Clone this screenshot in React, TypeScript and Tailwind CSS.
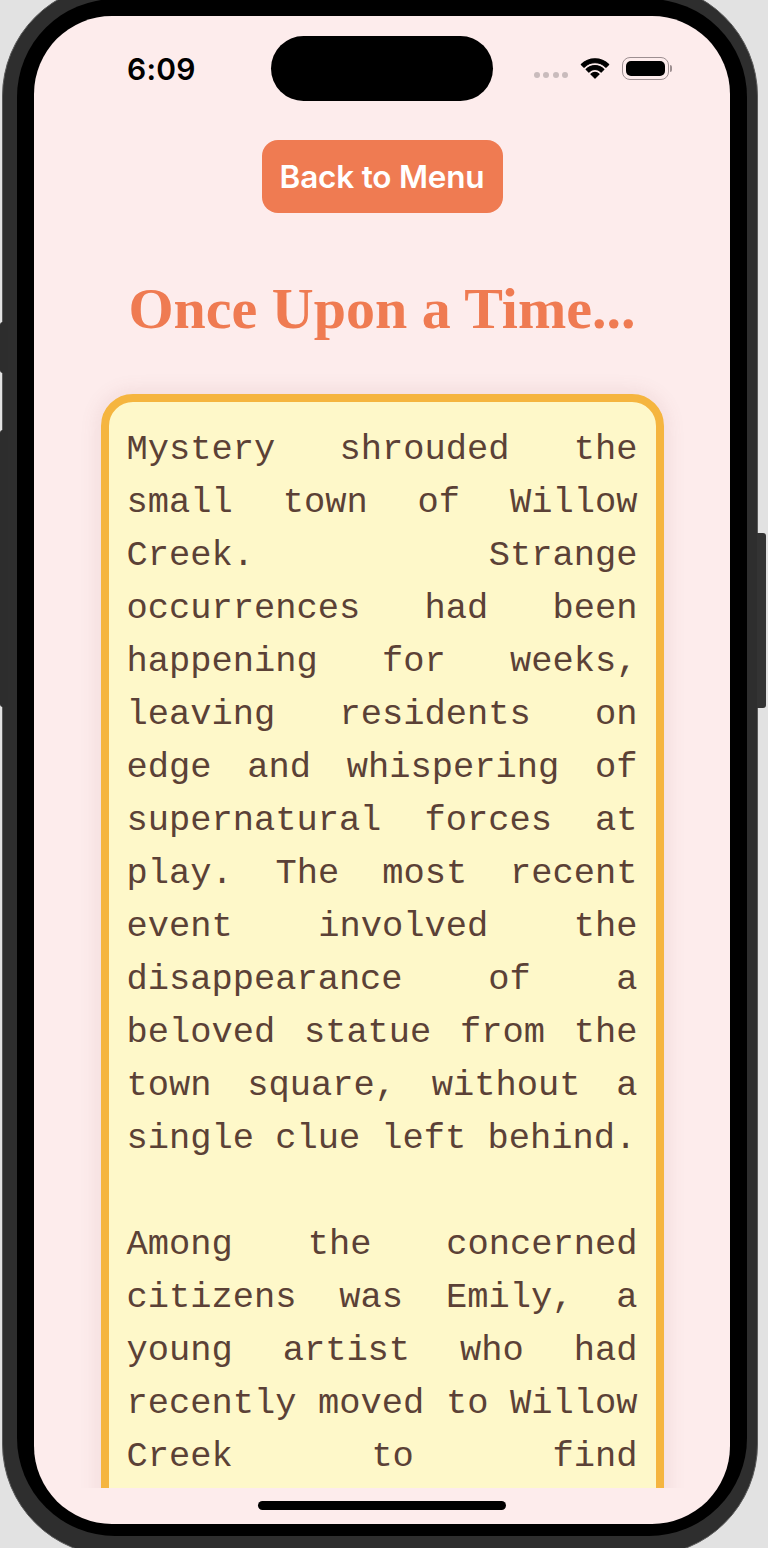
const story = `Mystery shrouded the small town of Willow Creek. Strange occurrences had been happening for weeks, leaving residents on edge and whispering of supernatural forces at play. The most recent event involved the disappearance of a beloved statue from the town square, without a single clue left behind.

Among the concerned citizens was Emily, a young artist who had recently moved to Willow Creek to find inspiration for her next masterpiece. Intrigued by the mystery, she decided to investigate on her own, armed with nothing but her sketchbook and a keen eye for detail.`

function SignalDots() {
  return (
    <div className="flex items-center gap-[3.5px] mt-[12px]">
      {[0, 1, 2, 3].map(i => (
        <span key={i} className="block w-[6px] h-[6px] rounded-full bg-[#c9bbbc]" />
      ))}
    </div>
  )
}

function WifiIcon() {
  return (
    <svg width="30" height="22" viewBox="-0.5 -0.5 31 22" className="block">
      <g fill="#000" stroke="#000" strokeWidth="1.2" strokeLinejoin="round">
        <path d="M0.86 5.86 A20 20 0 0 1 29.14 5.86 L26.31 8.69 A16 16 0 0 0 3.69 8.69 Z" />
        <path d="M5.81 10.81 A13 13 0 0 1 24.19 10.81 L21.36 13.64 A9 9 0 0 0 8.64 13.64 Z" />
        <path d="M15 20 L10.76 15.76 A6 6 0 0 1 19.24 15.76 Z" />
      </g>
    </svg>
  )
}

function BatteryIcon() {
  return (
    <div className="flex items-center">
      <div className="w-[47px] h-[23px] rounded-[8px] border-[1.5px] border-[#9d8f91] p-[3px]">
        <div className="w-full h-full rounded-[5px] bg-black" />
      </div>
      <div className="w-[2px] h-[7px] rounded-r-[2px] bg-[#9d8f91] ml-[1px]" />
    </div>
  )
}

function StatusBar() {
  return (
    <div className="flex items-center h-[65px] mt-[20px] shrink-0">
      <div className="w-[237px] pl-[93px] text-[30px] leading-none font-semibold text-black font-['Inter',sans-serif] tracking-[0.2px]">
        6:09
      </div>
      <div className="w-[222px] h-[65px] rounded-full bg-black" />
      <div className="flex-1 flex items-center justify-end gap-[12px] pr-[58px]">
        <SignalDots />
        <WifiIcon />
        <BatteryIcon />
      </div>
    </div>
  )
}

function StoryCard() {
  return (
    <div className="shrink-0 mx-auto mt-[56px] w-[563px] rounded-[32px] border-[8px] border-[#f5b53f] bg-[#fef8c9] px-[18px] pt-[22px] pb-[20px] shadow-[0_0_18px_4px_rgba(150,90,90,0.10)]">
      <p className="whitespace-pre-line text-justify text-[35.4px] leading-[53px] text-[#5b4136] font-['Liberation_Mono','Courier_New',monospace]">
        {story}
      </p>
    </div>
  )
}

function Screen() {
  return (
    <div className="w-[696px] h-[1508px] rounded-[78px] bg-[#fdecec] overflow-hidden flex flex-col">
      <StatusBar />
      <main className="flex-1 min-h-0 overflow-hidden flex flex-col pt-[39px]">
        <button className="shrink-0 mx-auto w-[241px] h-[73px] rounded-[16px] bg-[#ef7b52] text-white text-[31.5px] font-semibold font-['Inter',sans-serif] tracking-[-0.2px]">
          Back to Menu
        </button>
        <h1 className="shrink-0 mt-[67px] text-center text-[58px] leading-[58px] font-bold text-[#ef7b52] font-['Liberation_Serif',serif]">
          Once Upon a Time...
        </h1>
        <StoryCard />
      </main>
      <div className="h-[36px] shrink-0 flex justify-center pt-[13px]">
        <div className="w-[248px] h-[9px] rounded-full bg-black" />
      </div>
    </div>
  )
}

export default function App() {
  return (
    <div className="relative w-[768px] h-[1548px] overflow-hidden bg-[#e2e2e2]">
      {/* side buttons */}
      <div className="absolute left-0 top-[322px] w-[8px] h-[51px] rounded-l-[3px] bg-[#2d2d2d]" />
      <div className="absolute left-0 top-[430px] w-[8px] h-[277px] rounded-l-[3px] bg-[#2d2d2d]" />
      <div className="absolute right-[2px] top-[533px] w-[9px] h-[175px] rounded-r-[3px] bg-[#333]" />

      <div className="ml-[2px] mt-[-16px] w-[756px] h-[1572px] rounded-[112px] bg-[#2e2e2e] border border-[#5a5a5a] pl-[14px] pr-[10px] pt-[14px] pb-[18px]">
        <div className="w-[730px] h-[1537px] rounded-[98px] bg-black px-[17px] pt-[17px] pb-[13px]">
          <Screen />
        </div>
      </div>
    </div>
  )
}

********************

_WHAT THE EXERCISE ASKS_.
Write the listing out a second time exactly, dropping all images.

_SOLUTION TO THE EXERCISE_.
Clone this screenshot in React, TypeScript and Tailwind CSS.
const story = `Mystery shrouded the small town of Willow Creek. Strange occurrences had been happening for weeks, leaving residents on edge and whispering of supernatural forces at play. The most recent event involved the disappearance of a beloved statue from the town square, without a single clue left behind.

Among the concerned citizens was Emily, a young artist who had recently moved to Willow Creek to find inspiration for her next masterpiece. Intrigued by the mystery, she decided to investigate on her own, armed with nothing but her sketchbook and a keen eye for detail.`

function SignalDots() {
  return (
    <div className="flex items-center gap-[3.5px] mt-[12px]">
      {[0, 1, 2, 3].map(i => (
        <span key={i} className="block w-[6px] h-[6px] rounded-full bg-[#c9bbbc]" />
      ))}
    </div>
  )
}

function WifiIcon() {
  return (
    <svg width="30" height="22" viewBox="-0.5 -0.5 31 22" className="block">
      <g fill="#000" stroke="#000" strokeWidth="1.2" strokeLinejoin="round">
        <path d="M0.86 5.86 A20 20 0 0 1 29.14 5.86 L26.31 8.69 A16 16 0 0 0 3.69 8.69 Z" />
        <path d="M5.81 10.81 A13 13 0 0 1 24.19 10.81 L21.36 13.64 A9 9 0 0 0 8.64 13.64 Z" />
        <path d="M15 20 L10.76 15.76 A6 6 0 0 1 19.24 15.76 Z" />
      </g>
    </svg>
  )
}

function BatteryIcon() {
  return (
    <div className="flex items-center">
      <div className="w-[47px] h-[23px] rounded-[8px] border-[1.5px] border-[#9d8f91] p-[3px]">
        <div className="w-full h-full rounded-[5px] bg-black" />
      </div>
      <div className="w-[2px] h-[7px] rounded-r-[2px] bg-[#9d8f91] ml-[1px]" />
    </div>
  )
}

function StatusBar() {
  return (
    <div className="flex items-center h-[65px] mt-[20px] shrink-0">
      <div className="w-[237px] pl-[93px] text-[30px] leading-none font-semibold text-black font-['Inter',sans-serif] tracking-[0.2px]">
        6:09
      </div>
      <div className="w-[222px] h-[65px] rounded-full bg-black" />
      <div className="flex-1 flex items-center justify-end gap-[12px] pr-[58px]">
        <SignalDots />
        <WifiIcon />
        <BatteryIcon />
      </div>
    </div>
  )
}

function StoryCard() {
  return (
    <div className="shrink-0 mx-auto mt-[56px] w-[563px] rounded-[32px] border-[8px] border-[#f5b53f] bg-[#fef8c9] px-[18px] pt-[22px] pb-[20px] shadow-[0_0_18px_4px_rgba(150,90,90,0.10)]">
      <p className="whitespace-pre-line text-justify text-[35.4px] leading-[53px] text-[#5b4136] font-['Liberation_Mono','Courier_New',monospace]">
        {story}
      </p>
    </div>
  )
}

function Screen() {
  return (
    <div className="w-[696px] h-[1508px] rounded-[78px] bg-[#fdecec] overflow-hidden flex flex-col">
      <StatusBar />
      <main className="flex-1 min-h-0 overflow-hidden flex flex-col pt-[39px]">
        <button className="shrink-0 mx-auto w-[241px] h-[73px] rounded-[16px] bg-[#ef7b52] text-white text-[31.5px] font-semibold font-['Inter',sans-serif] tracking-[-0.2px]">
          Back to Menu
        </button>
        <h1 className="shrink-0 mt-[67px] text-center text-[58px] leading-[58px] font-bold text-[#ef7b52] font-['Liberation_Serif',serif]">
          Once Upon a Time...
        </h1>
        <StoryCard />
      </main>
      <div className="h-[36px] shrink-0 flex justify-center pt-[13px]">
        <div className="w-[248px] h-[9px] rounded-full bg-black" />
      </div>
    </div>
  )
}

export default function App() {
  return (
    <div className="relative w-[768px] h-[1548px] overflow-hidden bg-[#e2e2e2]">
      {/* side buttons */}
      <div className="absolute left-0 top-[322px] w-[8px] h-[51px] rounded-l-[3px] bg-[#2d2d2d]" />
      <div className="absolute left-0 top-[430px] w-[8px] h-[277px] rounded-l-[3px] bg-[#2d2d2d]" />
      <div className="absolute right-[2px] top-[533px] w-[9px] h-[175px] rounded-r-[3px] bg-[#333]" />

      <div className="ml-[2px] mt-[-16px] w-[756px] h-[1572px] rounded-[112px] bg-[#2e2e2e] border border-[#5a5a5a] pl-[14px] pr-[10px] pt-[14px] pb-[18px]">
        <div className="w-[730px] h-[1537px] rounded-[98px] bg-black px-[17px] pt-[17px] pb-[13px]">
          <Screen />
        </div>
      </div>
    </div>
  )
}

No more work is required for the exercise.